Saturday, 9 July 2016

Thoughts from the Edge

So here we are, having hauled out trailer out to the ocean’s edge once again. For the last five years, this has been our favourite go-to spot for summer camping. The kids and grandkids schedule their outings to the island around the dates we booked; they love it here, too, and think of it as their “cottage” experience. It’s lovely and relaxing.

There was nothing relaxing, however, about packing up the trailer. What to take? What to leave behind? Should I take the sewing machine? Yes, of course. Which projects shall I finish out there, to contribute to Project UP (Unclog the Pipes?) How many books should I pack, and which ones? I’ve been studying memoir-writing, so probably those books should come. (The inner debate is truly silly, since our campsite is so close to home, I could go home anytime I want to get what’s missing.)  Still, I want to get it right.

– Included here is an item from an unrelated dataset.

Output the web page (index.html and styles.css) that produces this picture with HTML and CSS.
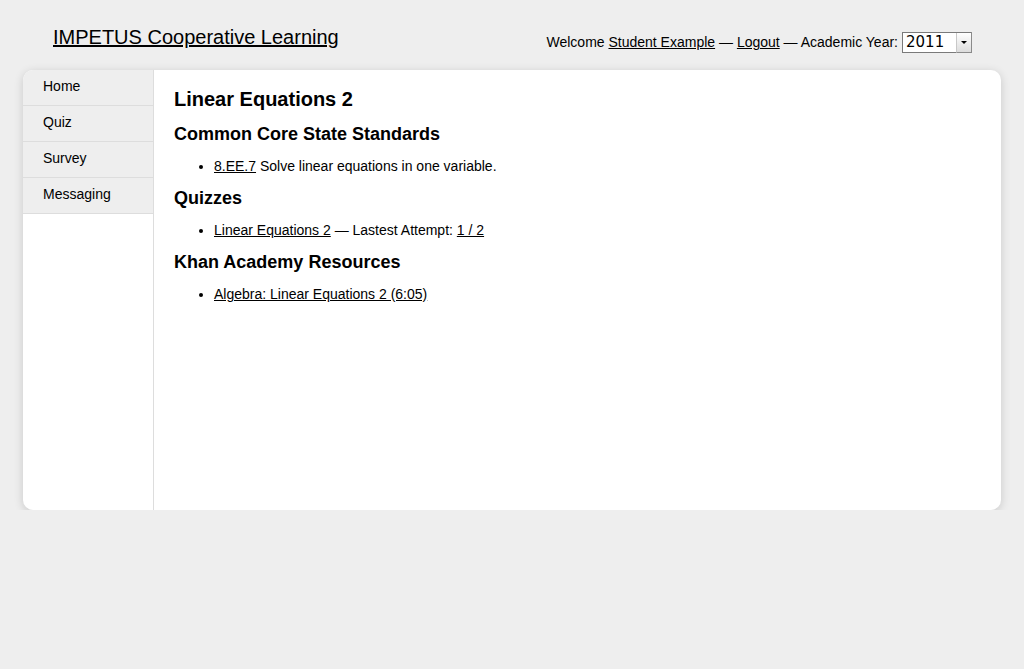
FILE: index.html
```html
<!DOCTYPE html>
<html>
<head>
<meta charset="utf-8">
<title>IMPETUS Cooperative Learning</title>
<link rel="stylesheet" href="styles.css">
</head>
<body>
<header class="header">
  <a class="brand" href="#">IMPETUS Cooperative Learning</a>
  <div class="userbar">
    <span>Welcome <a href="#">Student Example</a> — <a href="#">Logout</a> — Academic Year:</span>
    <div class="select">
      <span class="select-value">2011</span>
      <span class="select-btn"><span class="tri"></span></span>
    </div>
  </div>
</header>
<div class="card">
  <nav class="sidebar">
    <a class="nav-item" href="#">Home</a>
    <a class="nav-item" href="#">Quiz</a>
    <a class="nav-item" href="#">Survey</a>
    <a class="nav-item" href="#">Messaging</a>
  </nav>
  <main class="content">
    <h1>Linear Equations 2</h1>
    <h2>Common Core State Standards</h2>
    <ul>
      <li><a href="#">8.EE.7</a> Solve linear equations in one variable.</li>
    </ul>
    <h2>Quizzes</h2>
    <ul>
      <li><a href="#">Linear Equations 2</a> — Lastest Attempt: <a href="#">1 / 2</a></li>
    </ul>
    <h2>Khan Academy Resources</h2>
    <ul>
      <li><a href="#">Algebra: Linear Equations 2 (6:05)</a></li>
    </ul>
  </main>
</div>
</body>
</html>
```
FILE: styles.css
```css
html, body {
  margin: 0;
  padding: 0;
  background: #eeeeee;
  font-family: "Liberation Sans", Arial, Helvetica, sans-serif;
  font-size: 14px;
  line-height: 18px;
  color: #000;
}
a { color: #000; text-decoration: underline; }

.header {
  display: flex;
  justify-content: space-between;
  align-items: flex-start;
  height: 70px;
  padding: 25px 52px 0 53px;
  box-sizing: border-box;
}
.brand {
  font-size: 20px;
  line-height: 24px;
}
.userbar {
  display: flex;
  align-items: center;
  height: 22px;
  margin-top: 6px;
}
.select {
  display: flex;
  margin-left: 4px;
  width: 70px;
  height: 21px;
  box-sizing: border-box;
  border: 1px solid #7a7a7a;
  border-right-color: #999;
  background: #fff;
}
.select-value {
  flex: 1;
  font-family: "DejaVu Sans", sans-serif;
  font-size: 15px;
  line-height: 19px;
  padding-left: 3px;
}
.select-btn {
  width: 14px;
  display: flex;
  align-items: center;
  justify-content: center;
  background: linear-gradient(#ffffff, #dcdcdc);
  border-left: 1px solid #c8c8c8;
  border-bottom: 1px solid #8a8a8a;
  border-right: 1px solid #8a8a8a;
  margin: 0 -1px -1px 0;
}
.tri {
  width: 0;
  height: 0;
  border-left: 3px solid transparent;
  border-right: 3px solid transparent;
  border-top: 3px solid #000;
}

.card {
  display: flex;
  margin: 0 23px;
  height: 440px;
  background: #fff;
  border-radius: 10px;
  overflow: hidden;
  box-shadow: 0 2px 10px rgba(0, 0, 0, 0.16);
}
.sidebar {
  width: 130px;
  flex: none;
  border-right: 1px solid #dddddd;
  display: flex;
  flex-direction: column;
}
.nav-item {
  display: block;
  background: #eeeeee;
  border-bottom: 1px solid #dddddd;
  padding: 7px 20px 10px;
  text-decoration: none;
}
.content {
  flex: 1;
  padding: 17px 20px 0;
}
h1 {
  font-size: 20px;
  line-height: 24px;
  font-weight: bold;
  margin: 0 0 13px;
}
h2 {
  font-size: 18px;
  line-height: 20px;
  font-weight: bold;
  margin: 0;
}
ul {
  margin: 13px 0 13px;
  padding-left: 40px;
}
```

A friend  phones in the middle of our packing, expecting to find me in happy pre-vacation mode. Instead she hears my harried voice on the other end of the line. “What’s got you all in a knot?” she asks. “Oh, I can’t decide what to pack. I just want to take it all, and then some, just in case,” I confess. “Oh, Jessie,” she gently chides. “Therein lies madness.” Yup. Busted.

The truth is, were I to admit it: I think I really don’t deserve a vacation. A vacation is for people who have been working hard and been productive, and that, assuredly, has not been me in the last months. Project UP is in limbo; I got a few unfinished projects done, but the rest are staring me in the face. My latest attempt at a fabric art piece is also stalled, hanging on the design wall, whispering doubts into my ears and my heart. I haven’t even been blogging regularly, for goodness sake.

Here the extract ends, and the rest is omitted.